Here there was only the slightest intrusion (if indeed there was any intrusion at all): the clipping by the officer of the few strands of hair from appellant's head was so minor an imposition that appellant suffered no true humiliation or affront to his dignity * * *. (A) search warrant was not required to justify the officer's act.


408 F.2d 331, 333. Comparing the taking of hair to the taking of fingerprints, which is permitted when done pursuant to a lawful custodial arrest, the court found taking hair to be no more offensive. While the Ninth Circuit has held in one instance that the taking of a hair sample violated the fourth amendment, that case rested on its circumstances, which were far more egregious than those here. Bouse v. Bussey, 573 F.2d 548 (9th Cir. 1977). In Bouse, when the defendant failed to consent to the taking of a sample of his hair, two officers unzipped his uniform and forcibly pulled the hair. The appellate court excluded that evidence on the basis that Bouse "was subjected to a painful and humiliating invasion upon the most intimate parts of his anatomy." Id., 573 F.2d at 550. Because the intrusion upon Weir's person was so minor, even if it could be said that he did not consent to the search and seizure, fourth amendment rights were not implicated.


Weir has also raised on appeal the contention that his trial attorney was ineffective in failing to procure an independent expert to analyze and compare the various hair samples admitted at trial. Counsel submitted an affidavit in support of the Government's motion for summary judgment in which he gave several reasons for failing to hire an expert. One of the reasons was counsel's belief that, had he hired an expert, he would have been forced to disclose the results to the Government. In the view of the district court it was irrelevant that counsel may have been incorrect in his understanding of the discovery rules, because his other reasons were clearly in the realm of trial tactics. In fact the district judge, who also sat as the trial judge, thought "it was good trial strategy for defense counsel not to attempt to weaken his testimony by cross-examination or to call further attention to the hair samples testimony. Detailed examination might well have strengthened, rather than weakened the expert's opinion." Memorandum Opinion at 2-3.
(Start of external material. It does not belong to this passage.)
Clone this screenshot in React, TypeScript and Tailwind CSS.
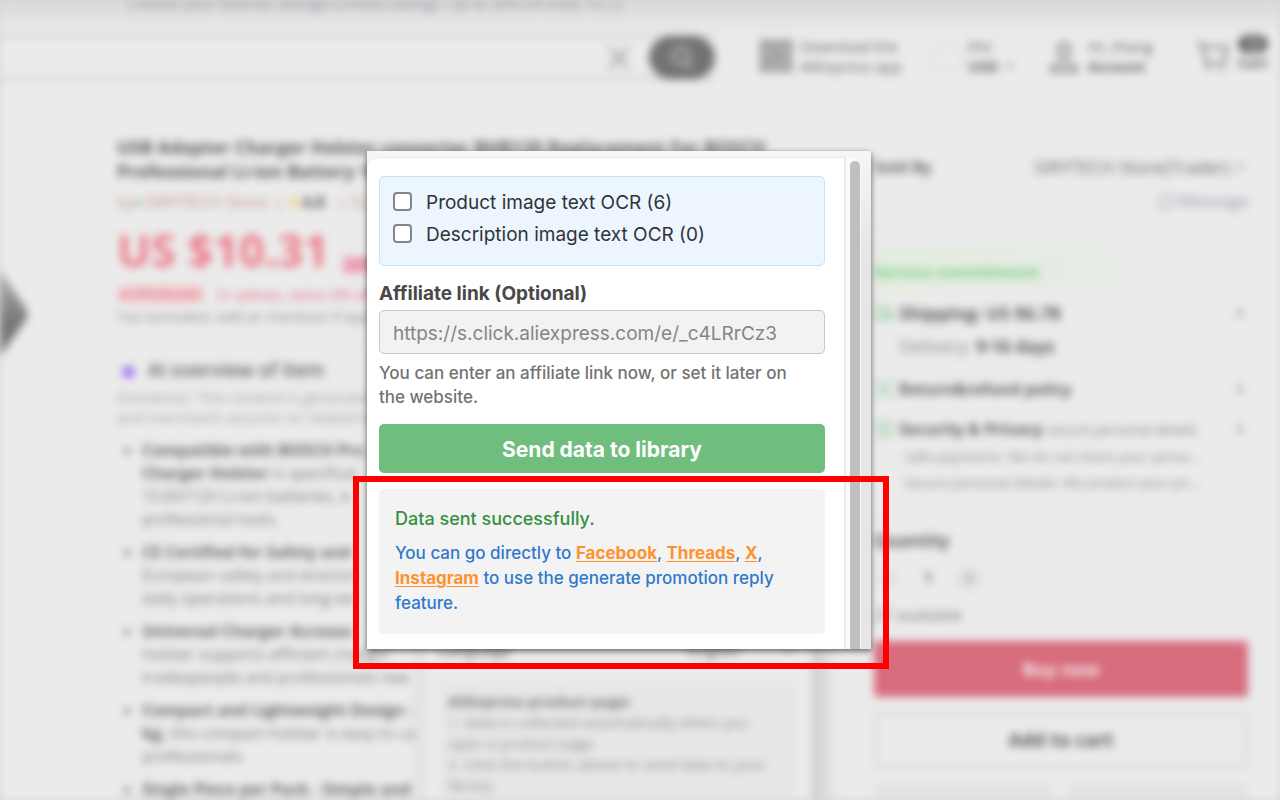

To prove a claim of ineffective assistance of counsel, a defendant must show "that his attorney failed to exercise the customary skill and diligence that a reasonably competent attorney would perform under similar circumstances, and that he was prejudiced thereby." United States v. Hood, 593 F.2d 293, 297 (8th Cir. 1979); United States v. Easter, 539 F.2d 663, 666 (8th Cir.), cert. denied, 434 U.S. 844, 98 S.Ct. 145, 54 L.Ed.2d 109 (1966). Moreover, the trial counsel's choice of trial strategy, even when later proved incorrect, does not without more amount to ineffective assistance of counsel. Drake v. Wyrick, 640 F.2d 912 (8th Cir. 1981); United States v. Rhoads, 617 F.2d 1313, 1319 (8th Cir. 1980). In the instant case, the decision not to hire an independent expert was not only trial strategy, but most probably good trial strategy. The sixth amendment claim is therefore without merit, and Weir's conviction is affirmed.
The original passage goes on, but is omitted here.